Throughout February, we’re getting people from all over Northern Ireland to contribute personal pieces in the run up to the election on March 2nd. 28 days in February for 28 different voices.
There are still the last few spots left to fill so get in touch!
We all have red-lines when it comes to politics. Stances that we will never support, no matter what. They are deal-breakers when it comes to deciding who to vote for.
“Not everyone who voted for Donald Trump is racist. But they all decided that racism wasn’t a deal breaker for them.”
Following Donald Trump’s election to President of the United States I saw this phrase repeated on a number of blogs and Twitter profiles. This is, of course, true. Not everyone who voted for Donald Trump is a racist. However, Trump’s racism has been well documented. He famously draws support from KKK members and ultimately posted Steve Bannon – of Breitbart news – well known for his racist views, as one of his chief advisers.
Despite these issues, it remains true – not everyone who voted for Trump is racist. But they all decided that racism isn’t a deal breaker for them.

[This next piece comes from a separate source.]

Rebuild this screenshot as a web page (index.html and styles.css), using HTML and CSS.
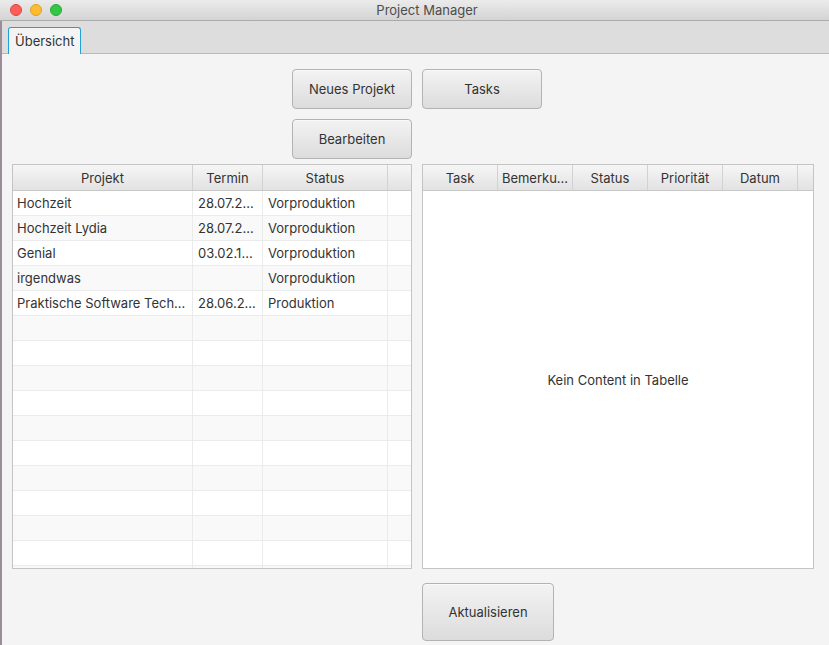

Recently people have been describing these red-lines as “identity politics”. This is also invariably used in a negative way alongside something to do with ‘special snowflakes’ and ‘cucks’. Identity politics is nothing new, and Northern Ireland is built on identity politics. However, it’s not unique to us.
American political analysts discuss ‘the Black vote’, or even ‘the Irish’ and ‘the Catholic’ vote. Highlighting the tendency of a particular group to vote a particular way based on their socio-economic identity. Politics are not some abstract conception removed from your individual personhood. Your politics and your beliefs represent who you are and as such there is nothing wrong with parts of your identity – your upbringing or your background for example – influencing your opinions and politics.
Nationalism and Unionism are red-lines for many people in Northern Ireland. Nationalism is an important part of my personal politics. I am Irish, I always have been and always will be. I will never vote for a Unionist party. Similarly, I would never vote for a party that opposes gay marriage or free access to abortion.
To give an example from my own life – long before I became an atheist I decided that I could not support the Catholic Church. I would not support an organisation that would not allow women to hold positions of power and condemned gay people. I know many good, church-going Christians – who disagree with those attitudes of the church and are progressive individuals. But their continued attendance and support of the church as an organisation means that they are supporting an organisation that holds these beliefs.
The same is true of political parties. Personally I could never support a party that does not support women’s rights to reproductive health care or does not support LGBT individuals’ rights to life. To do so would be ignoring my own red-lines. Of course, there is no political party in the world where every single party policy aligns with every single one of your beliefs. Indeed, I am a card-carrying member of the Green Party and there are issues on which we disagree. Although none of these stances conflict with my core beliefs.
Free access to abortion and equal marriage are human rights. I do not believe that human rights should be subject to parliamentary debates or referenda. This is what makes them rights and not privileges. I’m not going to get into the how or why these opinions have been discussed, examined and unpacked countless times before, and that is not the point of this article.
Although I have no doubt many will disagree with me, I believe it is true that to support a party that opposes gay marriage or opposes abortion for all does not mean that you are a homophobe or a misogynist. It does mean however that homophobia and misogyny are not deal-breakers for you.